The exercise
Copy the listing below in full and skip every picture.
╭──
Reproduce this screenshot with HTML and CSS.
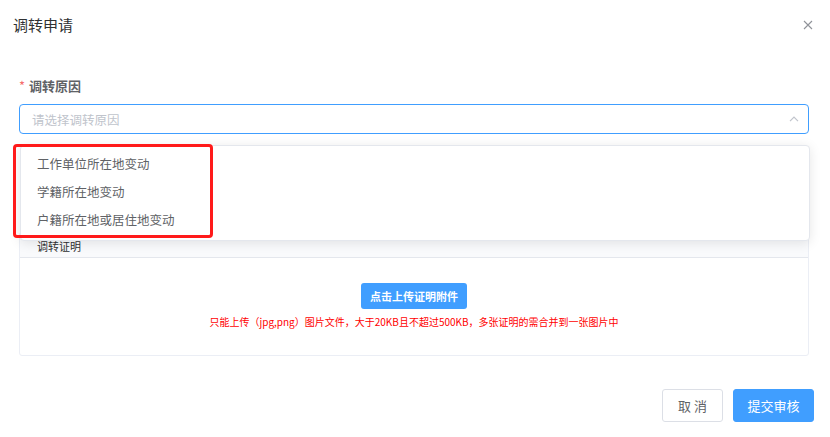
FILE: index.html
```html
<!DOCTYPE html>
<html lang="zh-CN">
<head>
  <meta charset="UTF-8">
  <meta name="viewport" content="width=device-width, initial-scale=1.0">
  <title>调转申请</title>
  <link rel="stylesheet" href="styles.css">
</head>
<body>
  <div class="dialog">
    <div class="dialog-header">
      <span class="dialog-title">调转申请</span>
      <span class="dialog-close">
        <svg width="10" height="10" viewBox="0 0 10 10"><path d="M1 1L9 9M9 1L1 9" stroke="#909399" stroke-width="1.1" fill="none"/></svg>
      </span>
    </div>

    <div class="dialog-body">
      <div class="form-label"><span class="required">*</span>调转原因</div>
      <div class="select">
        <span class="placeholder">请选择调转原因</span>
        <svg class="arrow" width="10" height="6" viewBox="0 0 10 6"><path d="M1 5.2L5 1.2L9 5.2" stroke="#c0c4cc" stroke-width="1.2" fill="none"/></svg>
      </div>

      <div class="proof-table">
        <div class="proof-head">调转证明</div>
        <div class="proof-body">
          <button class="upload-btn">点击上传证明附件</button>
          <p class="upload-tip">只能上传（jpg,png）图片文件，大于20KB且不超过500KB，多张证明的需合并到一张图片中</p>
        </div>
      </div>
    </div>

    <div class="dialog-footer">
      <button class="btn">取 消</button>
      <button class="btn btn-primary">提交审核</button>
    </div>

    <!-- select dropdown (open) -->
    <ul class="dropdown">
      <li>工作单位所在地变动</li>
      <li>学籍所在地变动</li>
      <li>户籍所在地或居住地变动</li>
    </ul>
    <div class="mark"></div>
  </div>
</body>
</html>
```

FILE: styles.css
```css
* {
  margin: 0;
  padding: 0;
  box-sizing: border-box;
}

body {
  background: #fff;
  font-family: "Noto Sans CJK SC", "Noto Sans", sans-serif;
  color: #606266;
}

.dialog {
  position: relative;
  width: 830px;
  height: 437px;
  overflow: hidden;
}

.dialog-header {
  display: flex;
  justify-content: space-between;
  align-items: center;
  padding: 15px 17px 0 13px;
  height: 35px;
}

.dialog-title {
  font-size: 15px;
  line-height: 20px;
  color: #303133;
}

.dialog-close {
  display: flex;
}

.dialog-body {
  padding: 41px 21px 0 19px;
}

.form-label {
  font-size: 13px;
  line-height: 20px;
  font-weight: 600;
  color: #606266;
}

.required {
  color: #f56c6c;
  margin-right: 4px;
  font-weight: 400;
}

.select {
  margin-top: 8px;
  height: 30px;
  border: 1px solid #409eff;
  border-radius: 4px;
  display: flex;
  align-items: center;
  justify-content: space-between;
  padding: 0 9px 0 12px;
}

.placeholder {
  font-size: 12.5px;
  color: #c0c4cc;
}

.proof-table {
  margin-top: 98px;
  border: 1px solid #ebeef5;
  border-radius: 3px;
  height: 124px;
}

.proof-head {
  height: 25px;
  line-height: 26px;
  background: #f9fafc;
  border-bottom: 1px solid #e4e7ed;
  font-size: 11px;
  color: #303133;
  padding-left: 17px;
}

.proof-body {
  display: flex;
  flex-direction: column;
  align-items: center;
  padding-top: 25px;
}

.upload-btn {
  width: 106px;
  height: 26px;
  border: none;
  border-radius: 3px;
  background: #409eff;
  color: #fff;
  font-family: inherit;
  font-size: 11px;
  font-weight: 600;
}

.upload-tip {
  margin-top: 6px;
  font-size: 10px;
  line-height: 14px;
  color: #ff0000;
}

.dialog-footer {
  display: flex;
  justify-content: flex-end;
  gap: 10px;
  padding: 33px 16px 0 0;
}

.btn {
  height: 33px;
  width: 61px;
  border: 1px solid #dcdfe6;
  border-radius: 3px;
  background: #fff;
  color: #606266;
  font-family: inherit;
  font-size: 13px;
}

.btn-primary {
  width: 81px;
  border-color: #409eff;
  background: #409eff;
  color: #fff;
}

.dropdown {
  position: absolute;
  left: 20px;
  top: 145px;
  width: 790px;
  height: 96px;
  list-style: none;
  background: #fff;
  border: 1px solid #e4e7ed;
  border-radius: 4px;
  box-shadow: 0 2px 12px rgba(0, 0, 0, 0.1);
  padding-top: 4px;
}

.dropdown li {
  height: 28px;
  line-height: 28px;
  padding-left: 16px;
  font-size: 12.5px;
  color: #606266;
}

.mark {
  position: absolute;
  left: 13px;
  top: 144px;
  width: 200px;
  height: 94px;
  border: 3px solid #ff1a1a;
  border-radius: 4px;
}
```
╰──
The output
Reproduce this screenshot with HTML and CSS.
FILE: index.html
```html
<!DOCTYPE html>
<html lang="zh-CN">
<head>
  <meta charset="UTF-8">
  <meta name="viewport" content="width=device-width, initial-scale=1.0">
  <title>调转申请</title>
  <link rel="stylesheet" href="styles.css">
</head>
<body>
  <div class="dialog">
    <div class="dialog-header">
      <span class="dialog-title">调转申请</span>
      <span class="dialog-close">
        <svg width="10" height="10" viewBox="0 0 10 10"><path d="M1 1L9 9M9 1L1 9" stroke="#909399" stroke-width="1.1" fill="none"/></svg>
      </span>
    </div>

    <div class="dialog-body">
      <div class="form-label"><span class="required">*</span>调转原因</div>
      <div class="select">
        <span class="placeholder">请选择调转原因</span>
        <svg class="arrow" width="10" height="6" viewBox="0 0 10 6"><path d="M1 5.2L5 1.2L9 5.2" stroke="#c0c4cc" stroke-width="1.2" fill="none"/></svg>
      </div>

      <div class="proof-table">
        <div class="proof-head">调转证明</div>
        <div class="proof-body">
          <button class="upload-btn">点击上传证明附件</button>
          <p class="upload-tip">只能上传（jpg,png）图片文件，大于20KB且不超过500KB，多张证明的需合并到一张图片中</p>
        </div>
      </div>
    </div>

    <div class="dialog-footer">
      <button class="btn">取 消</button>
      <button class="btn btn-primary">提交审核</button>
    </div>

    <!-- select dropdown (open) -->
    <ul class="dropdown">
      <li>工作单位所在地变动</li>
      <li>学籍所在地变动</li>
      <li>户籍所在地或居住地变动</li>
    </ul>
    <div class="mark"></div>
  </div>
</body>
</html>
```

FILE: styles.css
```css
* {
  margin: 0;
  padding: 0;
  box-sizing: border-box;
}

body {
  background: #fff;
  font-family: "Noto Sans CJK SC", "Noto Sans", sans-serif;
  color: #606266;
}

.dialog {
  position: relative;
  width: 830px;
  height: 437px;
  overflow: hidden;
}

.dialog-header {
  display: flex;
  justify-content: space-between;
  align-items: center;
  padding: 15px 17px 0 13px;
  height: 35px;
}

.dialog-title {
  font-size: 15px;
  line-height: 20px;
  color: #303133;
}

.dialog-close {
  display: flex;
}

.dialog-body {
  padding: 41px 21px 0 19px;
}

.form-label {
  font-size: 13px;
  line-height: 20px;
  font-weight: 600;
  color: #606266;
}

.required {
  color: #f56c6c;
  margin-right: 4px;
  font-weight: 400;
}

.select {
  margin-top: 8px;
  height: 30px;
  border: 1px solid #409eff;
  border-radius: 4px;
  display: flex;
  align-items: center;
  justify-content: space-between;
  padding: 0 9px 0 12px;
}

.placeholder {
  font-size: 12.5px;
  color: #c0c4cc;
}

.proof-table {
  margin-top: 98px;
  border: 1px solid #ebeef5;
  border-radius: 3px;
  height: 124px;
}

.proof-head {
  height: 25px;
  line-height: 26px;
  background: #f9fafc;
  border-bottom: 1px solid #e4e7ed;
  font-size: 11px;
  color: #303133;
  padding-left: 17px;
}

.proof-body {
  display: flex;
  flex-direction: column;
  align-items: center;
  padding-top: 25px;
}

.upload-btn {
  width: 106px;
  height: 26px;
  border: none;
  border-radius: 3px;
  background: #409eff;
  color: #fff;
  font-family: inherit;
  font-size: 11px;
  font-weight: 600;
}

.upload-tip {
  margin-top: 6px;
  font-size: 10px;
  line-height: 14px;
  color: #ff0000;
}

.dialog-footer {
  display: flex;
  justify-content: flex-end;
  gap: 10px;
  padding: 33px 16px 0 0;
}

.btn {
  height: 33px;
  width: 61px;
  border: 1px solid #dcdfe6;
  border-radius: 3px;
  background: #fff;
  color: #606266;
  font-family: inherit;
  font-size: 13px;
}

.btn-primary {
  width: 81px;
  border-color: #409eff;
  background: #409eff;
  color: #fff;
}

.dropdown {
  position: absolute;
  left: 20px;
  top: 145px;
  width: 790px;
  height: 96px;
  list-style: none;
  background: #fff;
  border: 1px solid #e4e7ed;
  border-radius: 4px;
  box-shadow: 0 2px 12px rgba(0, 0, 0, 0.1);
  padding-top: 4px;
}

.dropdown li {
  height: 28px;
  line-height: 28px;
  padding-left: 16px;
  font-size: 12.5px;
  color: #606266;
}

.mark {
  position: absolute;
  left: 13px;
  top: 144px;
  width: 200px;
  height: 94px;
  border: 3px solid #ff1a1a;
  border-radius: 4px;
}
```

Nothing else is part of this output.